* start Data *
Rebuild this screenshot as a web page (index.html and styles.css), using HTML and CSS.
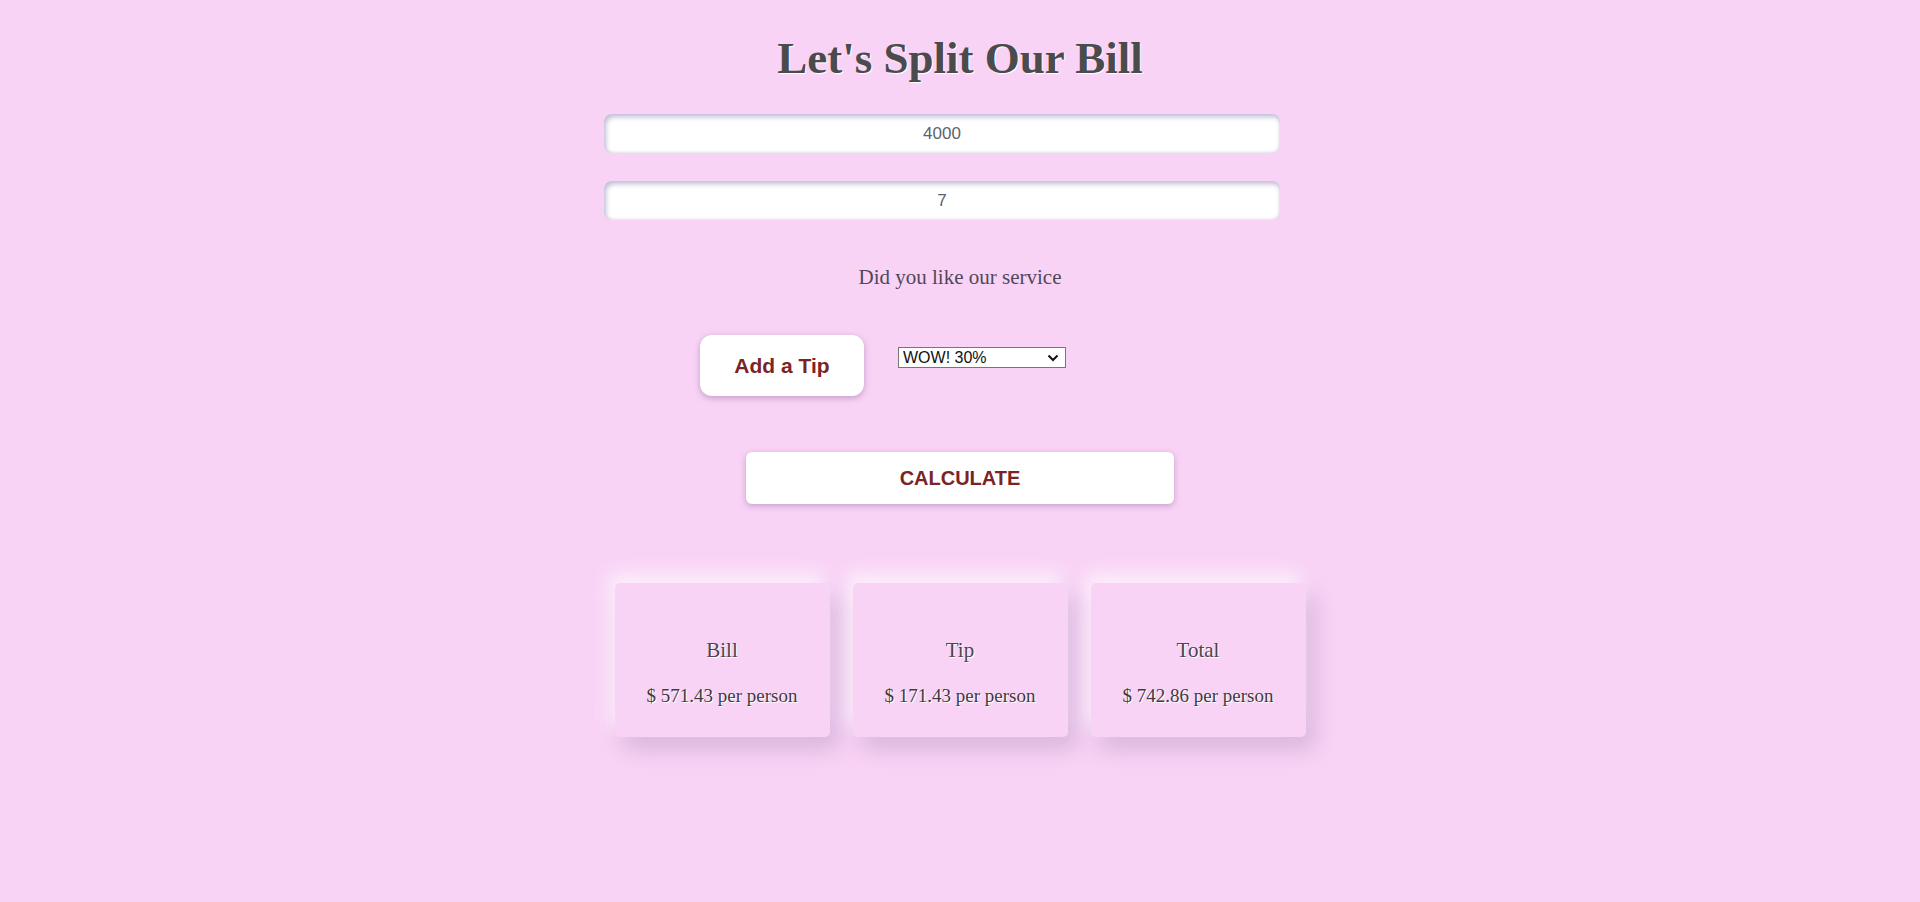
FILE: index.html
```html
<!DOCTYPE html>
<html lang="en">
<head>
<meta charset="utf-8">
<title>Let's Split Our Bill</title>
<link rel="stylesheet" href="styles.css">
</head>
<body>
<main class="app">
  <h1 class="title">Let's Split Our Bill</h1>
  <div class="form">
    <input class="field" type="text" value="4000">
    <input class="field field-second" type="text" value="7">
  </div>
  <p class="question">Did you like our service</p>
  <div class="tip-row">
    <button class="tip-btn" type="button">Add a Tip</button>
    <span class="select-wrap">
      <select class="tip-select">
        <option>WOW! 30%</option>
        <option>Good 20%</option>
        <option>Okay 10%</option>
      </select>
      <svg class="chevron" width="12" height="8" viewBox="0 0 12 8"><path d="M1.5 1.5 L6 6 L10.5 1.5" fill="none" stroke="#111" stroke-width="2"/></svg>
    </span>
  </div>
  <button class="calc-btn" type="button">CALCULATE</button>
  <section class="cards">
    <div class="card">
      <div class="card-title">Bill</div>
      <div class="card-value">$ 571.43 per person</div>
    </div>
    <div class="card">
      <div class="card-title">Tip</div>
      <div class="card-value">$ 171.43 per person</div>
    </div>
    <div class="card">
      <div class="card-title">Total</div>
      <div class="card-value">$ 742.86 per person</div>
    </div>
  </section>
</main>
</body>
</html>
```

FILE: styles.css
```css
html, body {
  margin: 0;
  padding: 0;
}

body {
  background: #f9d3f6;
  font-family: "Liberation Serif", "Times New Roman", serif;
  color: #4b4650;
  min-height: 902px;
}

.app {
  display: flex;
  flex-direction: column;
  align-items: center;
  padding-top: 33px;
  padding-bottom: 120px;
}

.title {
  margin: 0;
  font-family: "Liberation Serif", "Times New Roman", serif;
  font-weight: 700;
  font-size: 45px;
  line-height: 50px;
  color: #4b4b4d;
  text-shadow: 1px 1px 1px #ffffff;
}

.form {
  align-self: flex-start;
  margin-left: calc(50% - 356px);
  width: 676px;
  margin-top: 31px;
  display: flex;
  flex-direction: column;
  gap: 28px;
}

.field {
  box-sizing: border-box;
  width: 676px;
  height: 39px;
  border: none;
  outline: none;
  border-radius: 8px;
  background: #ffffff;
  text-align: center;
  font-family: "Liberation Sans", Arial, sans-serif;
  font-size: 17px;
  color: #5c6272;
  box-shadow: inset 2px 3px 5px rgba(150, 145, 185, 0.6), inset -1px -1px 3px rgba(170, 165, 200, 0.3);
}

.question {
  margin: 45px 0 0;
  font-size: 21px;
  color: #4f4858;
}

.tip-row {
  align-self: flex-start;
  margin-left: calc(50% - 260px);
  margin-top: 45px;
  display: flex;
  align-items: flex-start;
  gap: 34px;
}

.tip-btn {
  width: 164px;
  height: 61px;
  border: none;
  border-radius: 12px;
  background: #ffffff;
  font-family: "Liberation Sans", Arial, sans-serif;
  font-weight: 700;
  font-size: 21px;
  color: #7b2426;
  box-shadow: 0 2px 6px rgba(150, 110, 160, 0.55);
  cursor: pointer;
}

.select-wrap {
  position: relative;
  display: inline-block;
  margin-top: 12px;
}

.tip-select {
  appearance: none;
  -webkit-appearance: none;
  box-sizing: border-box;
  width: 168px;
  height: 21px;
  padding: 0 0 0 4px;
  border: 1px solid #767676;
  border-radius: 0;
  background: #ffffff;
  font-family: "Liberation Sans", Arial, sans-serif;
  font-size: 16px;
  line-height: 19px;
  color: #111111;
  display: block;
}

.chevron {
  position: absolute;
  right: 7px;
  top: 7px;
  pointer-events: none;
}

.calc-btn {
  margin-top: 56px;
  width: 428px;
  height: 52px;
  border: none;
  border-radius: 6px;
  background: #ffffff;
  font-family: "Liberation Sans", Arial, sans-serif;
  font-weight: 700;
  font-size: 20px;
  color: #7b2426;
  box-shadow: 0 2px 6px rgba(150, 110, 160, 0.5);
  cursor: pointer;
}

.cards {
  margin-top: 79px;
  display: flex;
  gap: 23px;
}

.card {
  box-sizing: border-box;
  width: 215px;
  height: 154px;
  padding-top: 55px;
  border-radius: 5px;
  background: #f9d3f6;
  text-align: center;
  box-shadow: -6px -10px 18px rgba(255, 255, 255, 0.65), 8px 12px 22px rgba(165, 135, 185, 0.4);
}

.card-title {
  font-size: 21px;
  color: #4b4650;
  text-shadow: 1px 1px 0 #ffffff;
}

.card-value {
  margin-top: 22px;
  font-size: 19px;
  color: #3f3a44;
  text-shadow: 1px 1px 0 #ffffff;
}
```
* end Data *
Reproduce the material word for word, minus the images.

Rebuild this screenshot as a web page (index.html and styles.css), using HTML and CSS.
FILE: index.html
```html
<!DOCTYPE html>
<html lang="en">
<head>
<meta charset="utf-8">
<title>Let's Split Our Bill</title>
<link rel="stylesheet" href="styles.css">
</head>
<body>
<main class="app">
  <h1 class="title">Let's Split Our Bill</h1>
  <div class="form">
    <input class="field" type="text" value="4000">
    <input class="field field-second" type="text" value="7">
  </div>
  <p class="question">Did you like our service</p>
  <div class="tip-row">
    <button class="tip-btn" type="button">Add a Tip</button>
    <span class="select-wrap">
      <select class="tip-select">
        <option>WOW! 30%</option>
        <option>Good 20%</option>
        <option>Okay 10%</option>
      </select>
      <svg class="chevron" width="12" height="8" viewBox="0 0 12 8"><path d="M1.5 1.5 L6 6 L10.5 1.5" fill="none" stroke="#111" stroke-width="2"/></svg>
    </span>
  </div>
  <button class="calc-btn" type="button">CALCULATE</button>
  <section class="cards">
    <div class="card">
      <div class="card-title">Bill</div>
      <div class="card-value">$ 571.43 per person</div>
    </div>
    <div class="card">
      <div class="card-title">Tip</div>
      <div class="card-value">$ 171.43 per person</div>
    </div>
    <div class="card">
      <div class="card-title">Total</div>
      <div class="card-value">$ 742.86 per person</div>
    </div>
  </section>
</main>
</body>
</html>
```

FILE: styles.css
```css
html, body {
  margin: 0;
  padding: 0;
}

body {
  background: #f9d3f6;
  font-family: "Liberation Serif", "Times New Roman", serif;
  color: #4b4650;
  min-height: 902px;
}

.app {
  display: flex;
  flex-direction: column;
  align-items: center;
  padding-top: 33px;
  padding-bottom: 120px;
}

.title {
  margin: 0;
  font-family: "Liberation Serif", "Times New Roman", serif;
  font-weight: 700;
  font-size: 45px;
  line-height: 50px;
  color: #4b4b4d;
  text-shadow: 1px 1px 1px #ffffff;
}

.form {
  align-self: flex-start;
  margin-left: calc(50% - 356px);
  width: 676px;
  margin-top: 31px;
  display: flex;
  flex-direction: column;
  gap: 28px;
}

.field {
  box-sizing: border-box;
  width: 676px;
  height: 39px;
  border: none;
  outline: none;
  border-radius: 8px;
  background: #ffffff;
  text-align: center;
  font-family: "Liberation Sans", Arial, sans-serif;
  font-size: 17px;
  color: #5c6272;
  box-shadow: inset 2px 3px 5px rgba(150, 145, 185, 0.6), inset -1px -1px 3px rgba(170, 165, 200, 0.3);
}

.question {
  margin: 45px 0 0;
  font-size: 21px;
  color: #4f4858;
}

.tip-row {
  align-self: flex-start;
  margin-left: calc(50% - 260px);
  margin-top: 45px;
  display: flex;
  align-items: flex-start;
  gap: 34px;
}

.tip-btn {
  width: 164px;
  height: 61px;
  border: none;
  border-radius: 12px;
  background: #ffffff;
  font-family: "Liberation Sans", Arial, sans-serif;
  font-weight: 700;
  font-size: 21px;
  color: #7b2426;
  box-shadow: 0 2px 6px rgba(150, 110, 160, 0.55);
  cursor: pointer;
}

.select-wrap {
  position: relative;
  display: inline-block;
  margin-top: 12px;
}

.tip-select {
  appearance: none;
  -webkit-appearance: none;
  box-sizing: border-box;
  width: 168px;
  height: 21px;
  padding: 0 0 0 4px;
  border: 1px solid #767676;
  border-radius: 0;
  background: #ffffff;
  font-family: "Liberation Sans", Arial, sans-serif;
  font-size: 16px;
  line-height: 19px;
  color: #111111;
  display: block;
}

.chevron {
  position: absolute;
  right: 7px;
  top: 7px;
  pointer-events: none;
}

.calc-btn {
  margin-top: 56px;
  width: 428px;
  height: 52px;
  border: none;
  border-radius: 6px;
  background: #ffffff;
  font-family: "Liberation Sans", Arial, sans-serif;
  font-weight: 700;
  font-size: 20px;
  color: #7b2426;
  box-shadow: 0 2px 6px rgba(150, 110, 160, 0.5);
  cursor: pointer;
}

.cards {
  margin-top: 79px;
  display: flex;
  gap: 23px;
}

.card {
  box-sizing: border-box;
  width: 215px;
  height: 154px;
  padding-top: 55px;
  border-radius: 5px;
  background: #f9d3f6;
  text-align: center;
  box-shadow: -6px -10px 18px rgba(255, 255, 255, 0.65), 8px 12px 22px rgba(165, 135, 185, 0.4);
}

.card-title {
  font-size: 21px;
  color: #4b4650;
  text-shadow: 1px 1px 0 #ffffff;
}

.card-value {
  margin-top: 22px;
  font-size: 19px;
  color: #3f3a44;
  text-shadow: 1px 1px 0 #ffffff;
}
```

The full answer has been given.